After having spent sometime in India this month I have some observations on the similarities between the politics of the nation and the state of Florida.
India and Florida share a somewhat similar climate but culturally are worlds apart. Yet the politics of both places are becoming eerily similar. First some background on India before we get into the comparison.
Since independence from the United Kingdom in 1947 (following a period from 1858 to 1947 when the “Indian Empire” a founding member of the League of Nations and United Nations was ruled by British monarchs…the Indian Empire ruled over what are now six different countries, modern India being the by far the largest) India has generally been governed by various degrees of leftists. In the 66 years of independence the country has been run by the left for 60 years. Only for a few weeks in 1996 and then in the 1998 to 2004 time period has a party with a clear conservative ideology come to power.
India was founded as a “secular socialist democracy,” which after partition was logical, and between 1947 and 1991 the Indian left’s ideology was largely based on secularism bordering on being anti-religion, anti-colonialism, hyper-nationalism (including language nationalism an effort to displace local languages as well as English with a largely contrived national one, Hindi), and socialism. After 1971 anti-Americanism, always prevalent in the ruling class became a hard policy position. So hard –left was India that in elections throughout the 1970s and 1980s, the multiple parties to the left of the spectrum would routinely win over 90% of the seats in Parliament. The dominant party has long been the Indian National Congress (colloquially just referred to as Congress) which endured a painful split in the 1970s over the personality of Prime Minister Indira Gandhi. When Congress lost elections prior to the mid-1990s they would lose to other leftists made up largely of former members of Congress.
Richard Nixon’s decision to placate China by taking sides in the 1971 Indo-Pakistani war drove India, already sympathetic to the Soviet Union into the arms of Moscow. Since 1991, the Indian left has tried to open up India’s market, accept English as a co-national language and keep a decent rapport with the west. But the distrust of the British and the Americans still pervades much of the left’s thinking in the country.

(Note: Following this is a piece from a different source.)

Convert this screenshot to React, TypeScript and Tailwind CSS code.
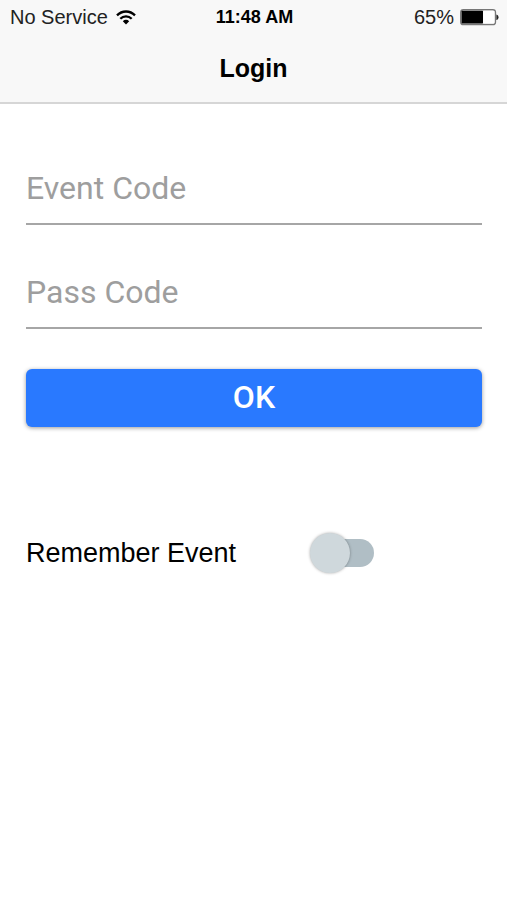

India’s right has been long a non-entity and has no guiding set of principles. The right has tended historically to be even more nationalistic that the left, pro-American, and in more recent years hard edged religious fundamentalists. But the fact remains that the Indian right have no real domestic policy.
The right’s general impotence and dependence on exploiting various terrorist acts by Islamic groups on Indian soil (a frequent occurrence in the 2000s as Mumbai and Delhi, India’s two largest cities have been hit five times each by major terrorist attacks since 2001…each attack was linked to Islamic fundamentalists, the most famous of which being the 2008 Mumbai attacks which is seen as India’s 9/11), and scandal have made the right-wing BJP (Bharatiya Janata Party) resemble more of a hodgepodge of disaffected factions and people than a political party with a single voice or vision. This is a problem Florida Democrats suffer from- no coherent voice, vision and nowadays becoming a magnet for malcontents throughout the state of Florida. Much like the left in India, Florida Republicans have a lock on the levers of government. And much like Florida, arrogance, corruption and a sense of entitlement has run rampant among the ruling party.
During the six year reign of the BJP between 1998 and 2004, India became an open nuclear power, Hindu-Muslim relations got worse in the country and India became a prime target of Islamic terrorists trained in Saudi funded camps in Central Asia. This having been stated, the economic policies of the right-wing government grew India’s economy like never before. Maybe it was a bubble, but the evidence of growth from 1998 to 2004 and then decline after 2004 is unmistakable.
The left in India has sought to minimize its perceived weakness on terrorism by taking a hard-line on Pakistan and Islamic Terrorism while hunting the votes of Muslims in line with the tradition of the left. (The right in India is almost entirely Hindu) This mirrors the fear many Democrats have had in the post 9/11 world to oppose military adventures abroad and the desire of many of the left to look “tough” on terrorism and security.
Much of the Indian left has sadly become intellectually dishonest and morally corrupt. As a liberal myself I weep for the country of my parents’ birth and my ethnic origin. Having a permanent lock on power has created elections based on personality more than issues and the rapid growth of India’s economy and global standing has created unprecedented opportunity for corruption. This sadly sounds like Florida Republicans who have a virtual lock on power similar to the Indian left, though I must concede as terrible as RPOF related corruption has been for Florida it pales in comparison to the Congress Party’s corruption and nepotism throughout India.
The lesson from both India and Florida is Democracy controlled by one party and with one set of ideas/worldviews is fundamentally bad for democracy. Without an exchange of ideas or competition in the marketplace for votes, established parties and politicians be they of the left or the right become arrogant and in many cases corrupt.